Washington's Seattle and Puget Sound ecosystem, anchored by Amazon and Microsoft, produces many cloud-native, recurring-revenue companies with strong technical fundamentals. RBF fits that profile, offering non-dilutive capital repaid as a percentage of monthly revenue up to a cap. With a venture scene that is solid but more measured than Silicon Valley, many Washington founders favor capital-efficient growth and retaining ownership. RBF supports that, letting cloud and ecommerce businesses fund customer acquisition, hiring, and product development on the strength of predictable, often contractual revenue.

Is RBF right for your Washington startup?

RBF suits Washington companies with proven recurring or repeat revenue: cloud and B2B SaaS with stable MRR, subscription software, and ecommerce with repeat orders. Providers weigh revenue consistency, margins, and churn more than company age, rewarding the contractual revenue common in Seattle cloud businesses. The tradeoff is that the repayment cap costs more than a low-rate loan and the revenue share trims near-term cash. In return you keep ownership and control. Pre-revenue or research-stage ventures usually need equity first.

RBF vs. other funding in Washington

Seattle's venture market suits ambitious, capital-hungry startups but dilutes founders and adds investor oversight. Bank and SBA loans are cheaper yet slow and often demand collateral or profitability that growth-stage companies lack. Grants are narrow and competitive. RBF sits between them: faster and more flexible than a loan, non-dilutive unlike venture capital, and repaid in proportion to revenue so payments track performance. For capital-efficient Washington founders, RBF is often the cleanest way to finance growth while keeping the company and avoiding an early priced round.
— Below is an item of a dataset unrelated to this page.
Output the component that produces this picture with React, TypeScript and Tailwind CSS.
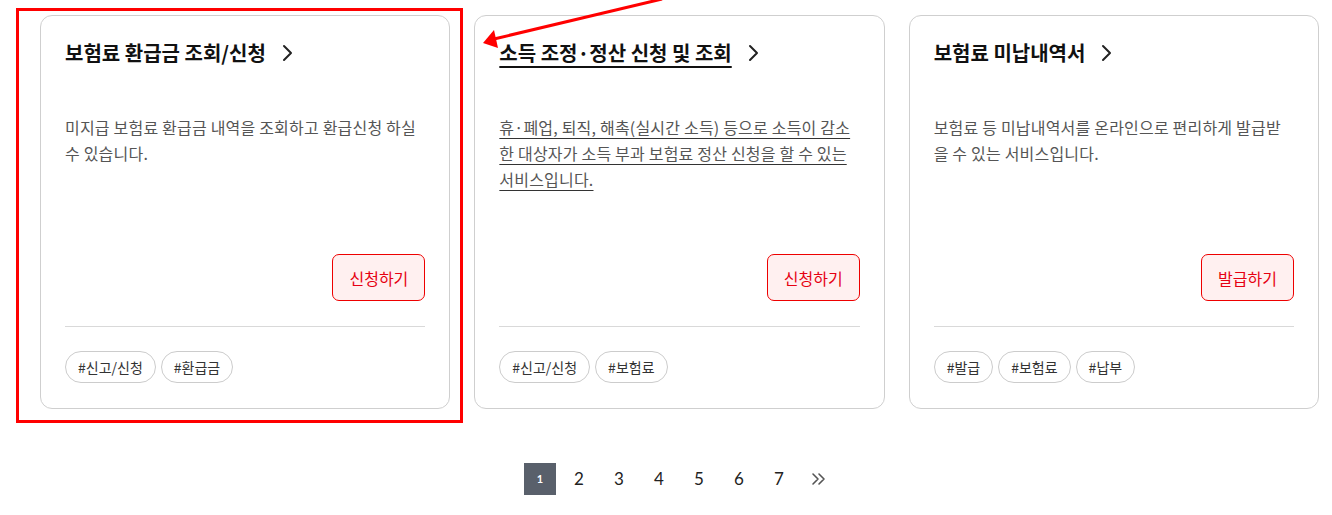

Frequently Asked Questions

Why does revenue-based financing fit Seattle's cloud and SaaS startups?

Seattle's proximity to Amazon and Microsoft has produced many cloud-native, recurring-revenue companies, exactly the profile RBF underwriters favor. Predictable, often contractual MRR supports a strong advance and repayment cap. RBF lets these SaaS businesses fund growth as a percentage of monthly revenue without diluting equity or adding board control.

How does RBF work for a Washington ecommerce business?

A provider advances capital against your recurring or repeat revenue, and you repay a fixed percentage of monthly sales until reaching a cap, usually 1.3x to 2x the advance. For a Washington ecommerce brand with steady orders, payments flex with sales, rising in busy months and easing in slow ones, which helps fund inventory and marketing without dilution.

Is RBF a good alternative to Seattle venture capital?

For capital-efficient founders, often yes. Seattle's venture scene is solid but more measured than Silicon Valley, and equity dilutes founders. RBF is non-dilutive and fast, so Washington startups can fund growth on revenue without pricing a round early. Many use it alongside equity to reduce overall dilution.

What does a Washington startup need to qualify for RBF?

Providers look for a consistent history of recurring or repeat revenue, typically several months of steady monthly sales and healthy gross margins, rather than a minimum company age. Low churn and predictable, contractual revenue, common in Seattle cloud businesses, improve the advance and the terms. Pre-revenue startups do not qualify.